On 3/22/07, Predrag Ivanovic <predivan@ptt.yu> wrote:
On Thu, 22 Mar 2007 10:50:29 -0500 Chris Pemberton wrote:
Hello, Hi. There are two nVidia drivers available at the nVidia website: one version is for "newer" cards and the second is for "legacy" cards. In my case, my GeForce 3 Ti200 is considered "legacy".
There are two legacy drivers ( 1.0-71xx, 1.0-96xx), and latest one (1.0-97xx), which is in opt.
In Crux 2.2, I always manually downloaded the latest LEGACY driver and installed it manually. This worked every time.
You could rename opt/nvidia port to nvidia-legacy, modify it (changing version is all that you need to do, iirc), and install that way.That's what I do for my graphics card (GF4 MX440, driver 1.0-9631) Altough 71xx driver could need patching to compile with newer kernels, as you discovered :)
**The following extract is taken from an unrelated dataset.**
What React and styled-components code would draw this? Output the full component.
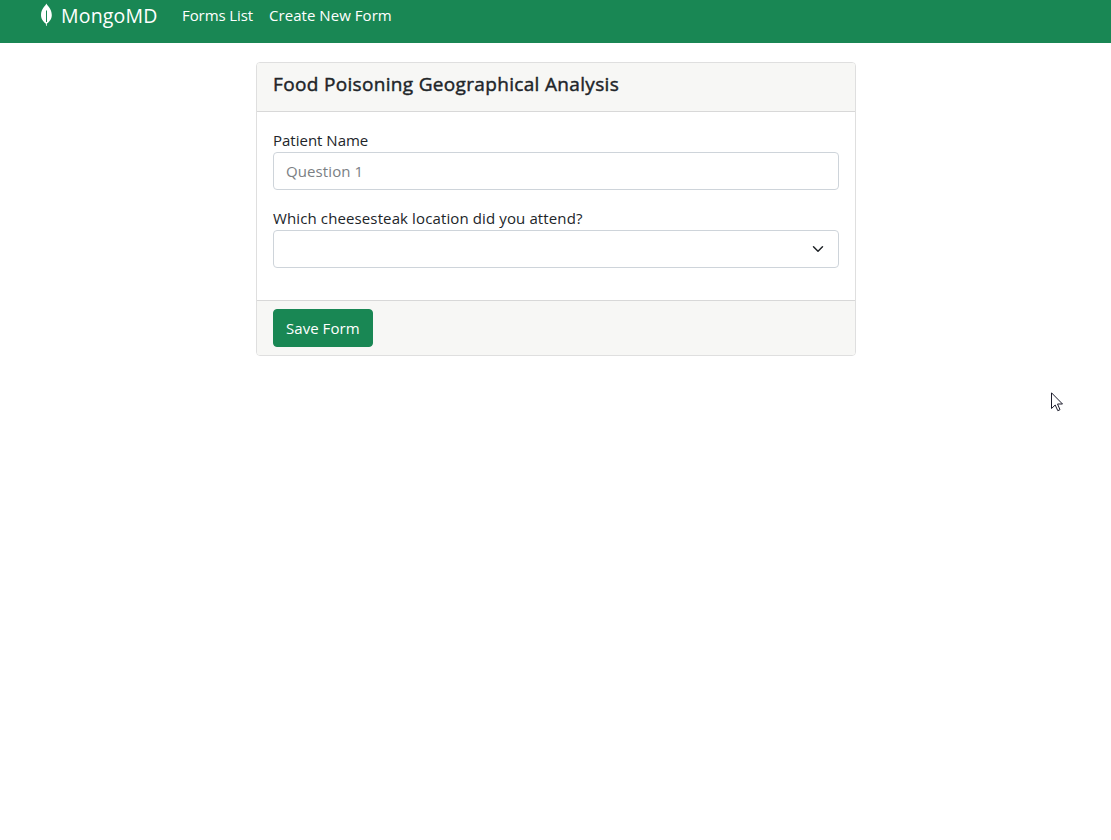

Pedja -- Was it worth it? Yes. Would I do it again? No. -- Ken Thompson
I was not aware of a legacy driver newer than 1.0.7184. Anyhow; I did google for version 1.0.9631, found it and it installed clean and easy. Knowing this could have saved me many hours of grief last night. Thanks for the tip. I wonder why nVidia's driver download page only lists version 7184? Now I'm off to find out why Crux 2.3 does not include xdm for starting X. Not sure if this is a Crux 2.3 issue or a new xorg issue?